日本不動産研究所(東京都港区)は11月29日、第17回「国際不動産価格賃料指数」(2021年10月現在)の調査結果を公表した。国内外14都市(東京、大阪、ソウル、北京、上海、香港、台北、シンガポール、クアラルンプール、バンコク、ジャカルタ、ホーチミン、ニューヨーク、ロンドン)のオフィス、マンション(1都市当たりオフィス3物件、マンション3物件)について、対象物件の新築・新規契約を前提とした1m2あたりの価格・賃料を評価し、指数化した。
このうちマンション市場に関しては、価格上昇が続いているソウルでは、実需に加えて投資需要も強く、潤沢な資金がマンション市場に流入していることから今期は一層の価格上昇が見られた。ニューヨークはオフィス出勤の再開等で、都心部に居住環境を求める実需層が回帰しており、価格・賃料は前期までのマイナスから一転、今期は大幅なプラスとなった。
北京は住宅市場引き締め策が奏功し、市況は改善しつつも価格の動きは穏当。一方、上海は販売在庫の逼迫から、価格は前期よりも上昇幅を拡大している。
マンション価格指数の対前回変動率(2021年4月から10月まで)が最も高かったのはソウル(+9.4%)。次いで台北(+4.2%)だった。台北は価格の先高感が強まっていることに加え、建築コストの高騰も影響している。
香港では政府の規制緩和を背景に住宅の需要が喚起されており、価格の上昇幅が拡大した。ロンドンは5年以上に亘って価格下落が続いているものの、取引件数の増加が認められるなど、「先行きの市況の改善に対する期待が高まっている」としている。
マンション賃料指数の対前回変動率はニューヨーク(+5.0%)、上海(+2.9%)の順に高い。上海は賃貸物件の供給減とともに、一部の購入需要が賃貸市場に流入していることから賃料の上昇が認められる。
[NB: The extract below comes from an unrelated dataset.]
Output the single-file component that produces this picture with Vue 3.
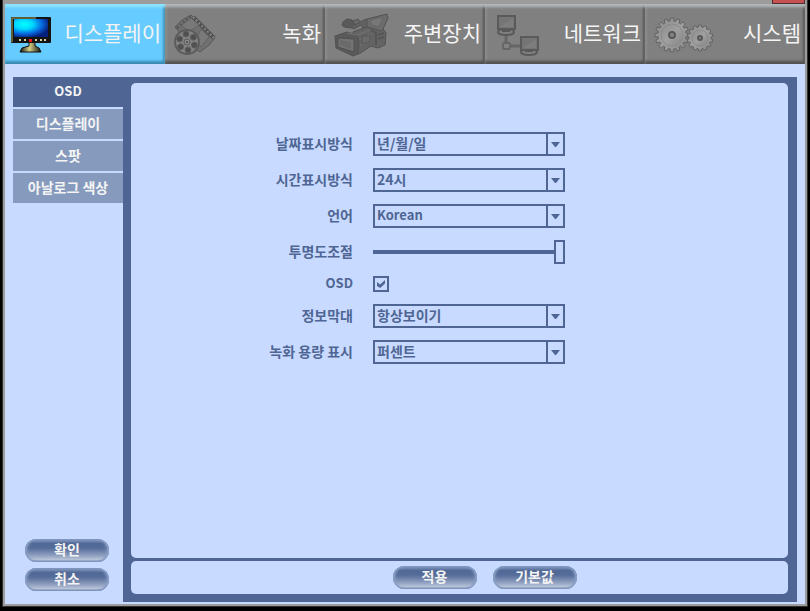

クアラルンプールとジャカルタでは外国人駐在員層の需要が減少していることが賃料の下落に寄与している。
東京(港区元麻布所在)のハイエンドクラスのマンション(1戸の専有面積あたりの分譲単価・賃料)を100.0とした場合、高級住宅(ハイエンドクラス)の価格水準を見ると、香港が211.6、ロンドンが181.4、台北が138.4、上海が133.7などとなっている。
ハイエンドクラスの賃料水準比較では、東京を上回ったのは、ロンドン(222.2)、ニューヨーク(191.5)、香港(156.6)、シンガポール(113.2)の4都市。